Ideas and issues expressed included:
- Concerns in regards to the impact of poverty on seniors
- Support for the Liberal plan with encouragement to enhance the skills strategy to include concentration on employability
- The need for a Poverty Reduction Chapter in the Northern Growth Plan
- The impact that not addressing learning disabilities has on lost productivity and poverty
- 1 in 10 students has a learning disability
- 35% of students identified with learning disabilities don’t finish school
- 62% of students identified with learning disabilities were unemployed after graduation
- The federal Liberal party has committed to a 30/50 plan for poverty reduction – 30% reduction in poverty levels with 50% of children out of poverty in 5 years in Canada
- We need to eliminate poverty – not reduce it – We need a 40% increase to OW and ODSP rates now!

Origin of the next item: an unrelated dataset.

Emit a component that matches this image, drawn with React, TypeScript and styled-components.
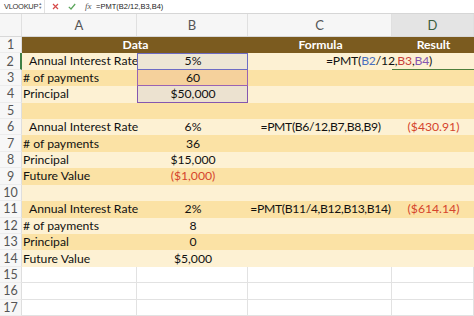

- Effective labour market strategies are key to poverty reduction including better wage subsidies and supports, full grants for training, effective unemployment insurance benefits
- Nordic model spends more on labour market policy and programs – has lower unemployment, lower levels of poverty, strong economy
- Must ensure that we have good jobs
- Increases in non-standard work is of concern
- Card certification for unionization must be reinstated
- National child care must be addressed
- Gender gap in wage differential must be addressed
- Improvement to the Employment Standards act to include all workers
- Supports are needed for children in the 8 to 11 year range including after school programs
- Supports for teen mothers are required
- While the government investment in school nutrition programs is good there is still a need for more
- Income is the best predictor of health outcomes – those with the most money have the best health and vice versa – we must address poverty as a social determinant of health
- Babies born to low income families have higher mortality rates
- Must ensure that policies that are enacted are inclusive – i.e. RESP’s for children in CAS care – good policy but excluded all current 7 to 18 year olds in care
- Children must continue to receive support from CAS post 18 years
- Mismatched programs between various levels of government is a huge waste of time
- Contributing takes many forms and should not just be considered making money
- Poverty reduction will take providing access to housing – a full spectrum of housing, increasing ODSP and OW, providing access to education and training, providing access to primary health care
Minister Bartolucci concluded by thanking everyone for coming and indicating how much he appreciated receiving the input. He reiterated that the government had not pre-determined the outcome of the consultation process and that input was very important. He agreed that labour market strategies were key and that those strategies had to be integrated in the education system as well as the workplace. He believed that we had to create a plan that matched what people actually needed and that while the Liberal government had made efforts to reduce poverty there was still more to be done.
The session concluded with thanks to all from the SPCS and a clear invitation to stay engaged. The week of October 13 – 17 will focus on cross provincial activities to support the strategy development and Sudbury will be involved.